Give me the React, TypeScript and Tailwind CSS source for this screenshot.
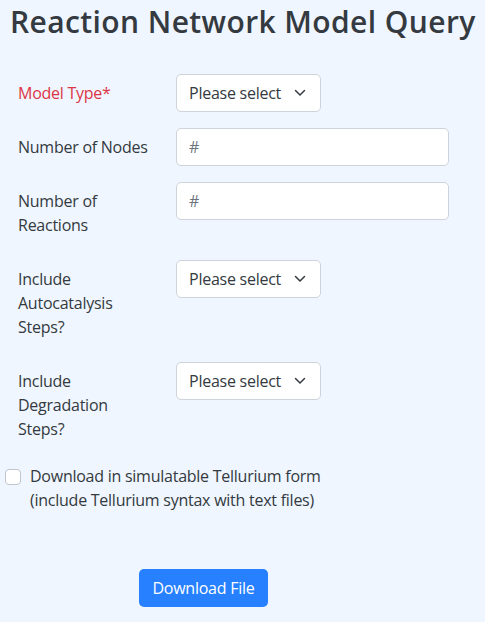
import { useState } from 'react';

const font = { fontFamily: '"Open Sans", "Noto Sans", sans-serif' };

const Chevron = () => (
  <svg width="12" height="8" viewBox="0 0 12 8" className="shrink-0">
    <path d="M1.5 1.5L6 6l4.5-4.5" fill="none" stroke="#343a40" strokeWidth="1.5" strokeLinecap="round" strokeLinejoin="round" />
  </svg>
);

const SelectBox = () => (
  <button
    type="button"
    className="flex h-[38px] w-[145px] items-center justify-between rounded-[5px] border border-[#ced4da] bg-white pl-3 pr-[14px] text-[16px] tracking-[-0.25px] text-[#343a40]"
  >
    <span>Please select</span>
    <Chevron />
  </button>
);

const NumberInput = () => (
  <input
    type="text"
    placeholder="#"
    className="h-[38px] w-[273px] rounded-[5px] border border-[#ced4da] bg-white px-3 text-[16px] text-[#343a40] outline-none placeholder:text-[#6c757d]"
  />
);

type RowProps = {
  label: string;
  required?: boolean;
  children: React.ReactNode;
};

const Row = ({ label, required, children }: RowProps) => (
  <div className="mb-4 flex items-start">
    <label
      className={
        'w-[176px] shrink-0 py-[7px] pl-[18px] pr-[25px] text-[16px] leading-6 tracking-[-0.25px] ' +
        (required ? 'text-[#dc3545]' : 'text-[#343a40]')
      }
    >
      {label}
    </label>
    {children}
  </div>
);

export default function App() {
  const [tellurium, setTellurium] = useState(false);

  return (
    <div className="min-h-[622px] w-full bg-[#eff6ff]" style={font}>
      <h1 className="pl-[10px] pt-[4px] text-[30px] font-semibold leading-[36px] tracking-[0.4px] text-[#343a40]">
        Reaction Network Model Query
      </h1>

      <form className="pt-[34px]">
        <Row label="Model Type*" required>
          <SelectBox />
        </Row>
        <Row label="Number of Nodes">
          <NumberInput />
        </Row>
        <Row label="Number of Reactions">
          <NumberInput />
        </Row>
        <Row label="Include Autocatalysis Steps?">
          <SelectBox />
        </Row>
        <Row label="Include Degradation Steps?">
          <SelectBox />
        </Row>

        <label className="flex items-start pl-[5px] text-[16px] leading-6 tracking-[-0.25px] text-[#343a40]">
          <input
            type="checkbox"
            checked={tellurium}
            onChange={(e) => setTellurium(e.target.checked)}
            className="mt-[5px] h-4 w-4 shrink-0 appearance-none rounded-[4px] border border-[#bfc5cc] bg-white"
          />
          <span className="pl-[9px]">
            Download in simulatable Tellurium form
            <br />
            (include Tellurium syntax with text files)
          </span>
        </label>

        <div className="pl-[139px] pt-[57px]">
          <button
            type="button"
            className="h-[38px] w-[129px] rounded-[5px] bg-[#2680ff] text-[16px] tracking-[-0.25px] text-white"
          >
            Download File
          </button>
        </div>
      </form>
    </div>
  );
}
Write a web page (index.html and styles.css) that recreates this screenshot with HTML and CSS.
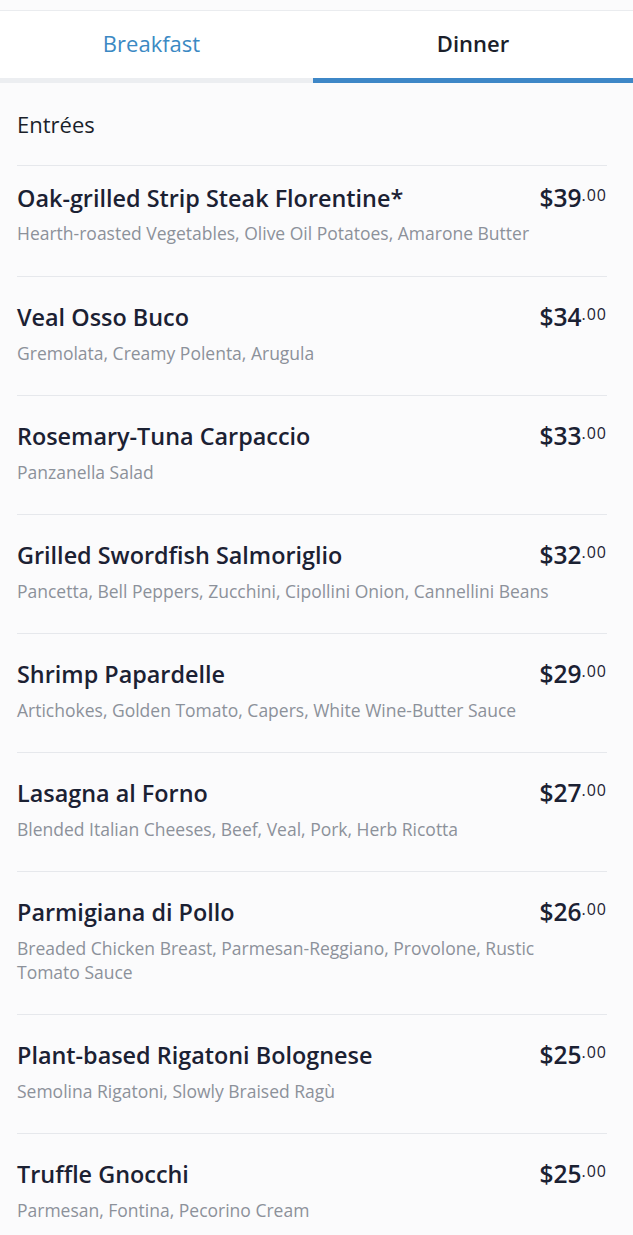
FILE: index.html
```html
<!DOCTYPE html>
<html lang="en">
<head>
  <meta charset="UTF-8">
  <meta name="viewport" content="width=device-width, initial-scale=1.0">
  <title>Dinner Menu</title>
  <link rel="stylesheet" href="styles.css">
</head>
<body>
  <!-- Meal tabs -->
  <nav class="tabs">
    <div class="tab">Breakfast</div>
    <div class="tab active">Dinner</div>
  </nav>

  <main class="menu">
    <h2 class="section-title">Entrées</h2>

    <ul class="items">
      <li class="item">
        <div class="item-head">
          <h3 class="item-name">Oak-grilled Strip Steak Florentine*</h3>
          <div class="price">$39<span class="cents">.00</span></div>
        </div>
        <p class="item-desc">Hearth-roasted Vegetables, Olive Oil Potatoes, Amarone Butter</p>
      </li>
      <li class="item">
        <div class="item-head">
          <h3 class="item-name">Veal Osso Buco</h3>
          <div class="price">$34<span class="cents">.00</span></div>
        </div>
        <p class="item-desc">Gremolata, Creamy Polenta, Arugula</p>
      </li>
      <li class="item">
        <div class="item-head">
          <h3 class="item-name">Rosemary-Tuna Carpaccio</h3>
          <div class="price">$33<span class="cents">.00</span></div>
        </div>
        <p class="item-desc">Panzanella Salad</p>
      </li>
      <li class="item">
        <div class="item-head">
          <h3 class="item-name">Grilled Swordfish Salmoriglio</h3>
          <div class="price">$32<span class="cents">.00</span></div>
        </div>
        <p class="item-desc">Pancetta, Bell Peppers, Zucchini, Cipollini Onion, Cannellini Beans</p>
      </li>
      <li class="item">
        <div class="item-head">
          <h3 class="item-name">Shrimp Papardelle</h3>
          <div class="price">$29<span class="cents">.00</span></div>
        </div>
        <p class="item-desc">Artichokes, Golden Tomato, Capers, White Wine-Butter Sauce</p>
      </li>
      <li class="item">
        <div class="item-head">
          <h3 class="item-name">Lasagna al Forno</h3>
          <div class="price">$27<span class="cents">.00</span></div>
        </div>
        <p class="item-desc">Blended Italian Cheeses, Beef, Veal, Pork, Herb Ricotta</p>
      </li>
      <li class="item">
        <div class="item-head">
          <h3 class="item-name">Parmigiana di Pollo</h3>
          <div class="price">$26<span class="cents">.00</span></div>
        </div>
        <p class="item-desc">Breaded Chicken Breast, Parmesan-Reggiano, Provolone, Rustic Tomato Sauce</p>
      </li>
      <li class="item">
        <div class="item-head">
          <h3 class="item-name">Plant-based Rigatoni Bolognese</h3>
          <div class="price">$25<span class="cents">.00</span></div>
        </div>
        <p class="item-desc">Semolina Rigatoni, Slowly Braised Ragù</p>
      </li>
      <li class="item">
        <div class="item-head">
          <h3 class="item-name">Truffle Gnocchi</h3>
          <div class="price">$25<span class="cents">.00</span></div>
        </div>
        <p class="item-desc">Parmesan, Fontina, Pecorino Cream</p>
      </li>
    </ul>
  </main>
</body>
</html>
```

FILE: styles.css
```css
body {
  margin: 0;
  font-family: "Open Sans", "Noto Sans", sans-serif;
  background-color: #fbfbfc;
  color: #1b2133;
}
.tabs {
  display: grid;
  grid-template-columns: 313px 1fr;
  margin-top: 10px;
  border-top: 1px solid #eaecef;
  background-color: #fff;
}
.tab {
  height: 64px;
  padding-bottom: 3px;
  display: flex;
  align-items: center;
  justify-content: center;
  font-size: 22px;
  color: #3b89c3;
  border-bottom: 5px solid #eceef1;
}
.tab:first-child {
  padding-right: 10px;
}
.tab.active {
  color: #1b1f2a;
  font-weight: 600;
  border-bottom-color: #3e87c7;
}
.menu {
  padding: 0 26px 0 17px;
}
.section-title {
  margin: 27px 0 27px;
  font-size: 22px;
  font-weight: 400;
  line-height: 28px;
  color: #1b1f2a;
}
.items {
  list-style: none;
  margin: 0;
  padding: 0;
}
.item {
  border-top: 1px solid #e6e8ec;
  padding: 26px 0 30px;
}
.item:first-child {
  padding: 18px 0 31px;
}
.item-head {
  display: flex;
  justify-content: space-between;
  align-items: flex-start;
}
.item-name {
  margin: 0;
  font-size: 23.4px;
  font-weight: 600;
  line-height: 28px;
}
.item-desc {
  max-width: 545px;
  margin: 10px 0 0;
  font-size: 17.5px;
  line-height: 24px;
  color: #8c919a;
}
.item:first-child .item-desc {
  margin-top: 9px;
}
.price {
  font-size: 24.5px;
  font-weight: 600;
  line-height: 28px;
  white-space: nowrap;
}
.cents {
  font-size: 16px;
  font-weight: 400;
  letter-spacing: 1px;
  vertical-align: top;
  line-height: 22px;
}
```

··········

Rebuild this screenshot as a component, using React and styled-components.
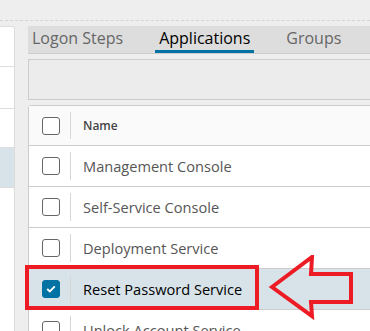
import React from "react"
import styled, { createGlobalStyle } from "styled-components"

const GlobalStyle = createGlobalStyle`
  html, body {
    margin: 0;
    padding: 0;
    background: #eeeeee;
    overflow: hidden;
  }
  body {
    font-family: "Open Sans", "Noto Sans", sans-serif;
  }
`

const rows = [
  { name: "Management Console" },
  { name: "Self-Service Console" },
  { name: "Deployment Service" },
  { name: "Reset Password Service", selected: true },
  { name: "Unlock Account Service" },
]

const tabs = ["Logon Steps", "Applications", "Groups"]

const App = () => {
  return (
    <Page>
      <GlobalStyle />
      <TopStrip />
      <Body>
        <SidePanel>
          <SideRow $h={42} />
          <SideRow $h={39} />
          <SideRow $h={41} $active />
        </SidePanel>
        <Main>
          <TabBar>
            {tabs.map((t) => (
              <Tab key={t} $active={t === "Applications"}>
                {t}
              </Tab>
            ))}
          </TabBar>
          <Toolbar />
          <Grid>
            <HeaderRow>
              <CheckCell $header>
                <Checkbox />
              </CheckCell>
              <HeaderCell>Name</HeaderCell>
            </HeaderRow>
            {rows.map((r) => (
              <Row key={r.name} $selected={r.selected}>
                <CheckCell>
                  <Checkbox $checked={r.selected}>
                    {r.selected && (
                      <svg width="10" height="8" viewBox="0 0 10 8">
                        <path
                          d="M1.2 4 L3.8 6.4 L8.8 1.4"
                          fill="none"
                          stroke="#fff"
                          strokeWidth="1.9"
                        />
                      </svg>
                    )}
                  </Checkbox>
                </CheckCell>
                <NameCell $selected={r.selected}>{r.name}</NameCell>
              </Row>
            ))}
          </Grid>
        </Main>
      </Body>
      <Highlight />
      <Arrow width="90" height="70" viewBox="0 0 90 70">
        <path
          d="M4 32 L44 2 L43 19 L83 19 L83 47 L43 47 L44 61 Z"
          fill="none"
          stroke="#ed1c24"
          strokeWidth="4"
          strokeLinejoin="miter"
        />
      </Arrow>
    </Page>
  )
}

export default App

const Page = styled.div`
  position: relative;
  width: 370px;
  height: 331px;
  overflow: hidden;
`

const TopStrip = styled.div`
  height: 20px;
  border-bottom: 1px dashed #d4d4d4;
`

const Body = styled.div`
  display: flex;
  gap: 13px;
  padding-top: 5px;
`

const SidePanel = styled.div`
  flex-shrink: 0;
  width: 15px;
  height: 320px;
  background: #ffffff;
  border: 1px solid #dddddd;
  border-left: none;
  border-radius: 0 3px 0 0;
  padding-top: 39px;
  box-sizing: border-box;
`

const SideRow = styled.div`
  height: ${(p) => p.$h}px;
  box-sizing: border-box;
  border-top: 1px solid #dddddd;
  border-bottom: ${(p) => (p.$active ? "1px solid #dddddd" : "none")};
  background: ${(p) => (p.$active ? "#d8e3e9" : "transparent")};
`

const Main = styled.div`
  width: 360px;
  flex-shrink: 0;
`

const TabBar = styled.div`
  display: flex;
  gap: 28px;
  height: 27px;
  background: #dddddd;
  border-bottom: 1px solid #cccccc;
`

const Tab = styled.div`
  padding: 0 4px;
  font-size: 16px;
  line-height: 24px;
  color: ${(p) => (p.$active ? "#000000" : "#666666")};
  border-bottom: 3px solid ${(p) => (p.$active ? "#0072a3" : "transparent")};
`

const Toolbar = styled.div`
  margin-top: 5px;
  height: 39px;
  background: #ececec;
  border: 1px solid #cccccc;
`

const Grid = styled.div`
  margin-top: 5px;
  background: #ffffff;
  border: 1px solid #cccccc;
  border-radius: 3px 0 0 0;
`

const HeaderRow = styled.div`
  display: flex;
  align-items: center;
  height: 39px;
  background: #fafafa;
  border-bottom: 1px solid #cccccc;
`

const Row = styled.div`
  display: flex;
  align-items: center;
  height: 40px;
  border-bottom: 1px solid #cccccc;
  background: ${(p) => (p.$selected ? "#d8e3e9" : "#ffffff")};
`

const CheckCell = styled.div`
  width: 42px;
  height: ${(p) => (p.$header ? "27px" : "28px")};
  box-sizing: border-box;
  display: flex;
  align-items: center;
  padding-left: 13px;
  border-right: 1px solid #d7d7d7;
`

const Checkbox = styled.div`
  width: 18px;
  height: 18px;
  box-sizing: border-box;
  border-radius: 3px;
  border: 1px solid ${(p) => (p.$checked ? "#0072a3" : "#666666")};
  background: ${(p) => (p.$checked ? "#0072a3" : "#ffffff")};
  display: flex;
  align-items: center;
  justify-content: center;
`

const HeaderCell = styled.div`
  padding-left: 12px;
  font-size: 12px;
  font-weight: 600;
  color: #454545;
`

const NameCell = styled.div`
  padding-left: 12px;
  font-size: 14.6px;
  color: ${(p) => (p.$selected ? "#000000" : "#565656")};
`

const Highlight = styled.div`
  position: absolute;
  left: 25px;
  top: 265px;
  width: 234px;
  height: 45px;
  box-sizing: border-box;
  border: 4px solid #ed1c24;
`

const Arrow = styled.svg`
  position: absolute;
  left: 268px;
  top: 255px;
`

··········

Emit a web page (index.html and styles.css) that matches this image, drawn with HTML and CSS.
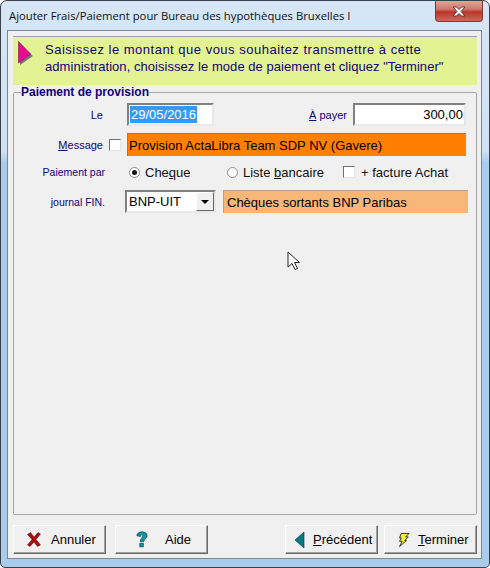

··········

■ BRIEF
In the entries above, find the line that contains "Give me the" and the line that contains "const [tellurium, setTellurium]". Reproduce exactly those two lines and every line between them, but not the pictures.

■ EXERCISE OUTPUT
Give me the React, TypeScript and Tailwind CSS source for this screenshot.
import { useState } from 'react';

const font = { fontFamily: '"Open Sans", "Noto Sans", sans-serif' };

const Chevron = () => (
  <svg width="12" height="8" viewBox="0 0 12 8" className="shrink-0">
    <path d="M1.5 1.5L6 6l4.5-4.5" fill="none" stroke="#343a40" strokeWidth="1.5" strokeLinecap="round" strokeLinejoin="round" />
  </svg>
);

const SelectBox = () => (
  <button
    type="button"
    className="flex h-[38px] w-[145px] items-center justify-between rounded-[5px] border border-[#ced4da] bg-white pl-3 pr-[14px] text-[16px] tracking-[-0.25px] text-[#343a40]"
  >
    <span>Please select</span>
    <Chevron />
  </button>
);

const NumberInput = () => (
  <input
    type="text"
    placeholder="#"
    className="h-[38px] w-[273px] rounded-[5px] border border-[#ced4da] bg-white px-3 text-[16px] text-[#343a40] outline-none placeholder:text-[#6c757d]"
  />
);

type RowProps = {
  label: string;
  required?: boolean;
  children: React.ReactNode;
};

const Row = ({ label, required, children }: RowProps) => (
  <div className="mb-4 flex items-start">
    <label
      className={
        'w-[176px] shrink-0 py-[7px] pl-[18px] pr-[25px] text-[16px] leading-6 tracking-[-0.25px] ' +
        (required ? 'text-[#dc3545]' : 'text-[#343a40]')
      }
    >
      {label}
    </label>
    {children}
  </div>
);

export default function App() {
  const [tellurium, setTellurium] = useState(false);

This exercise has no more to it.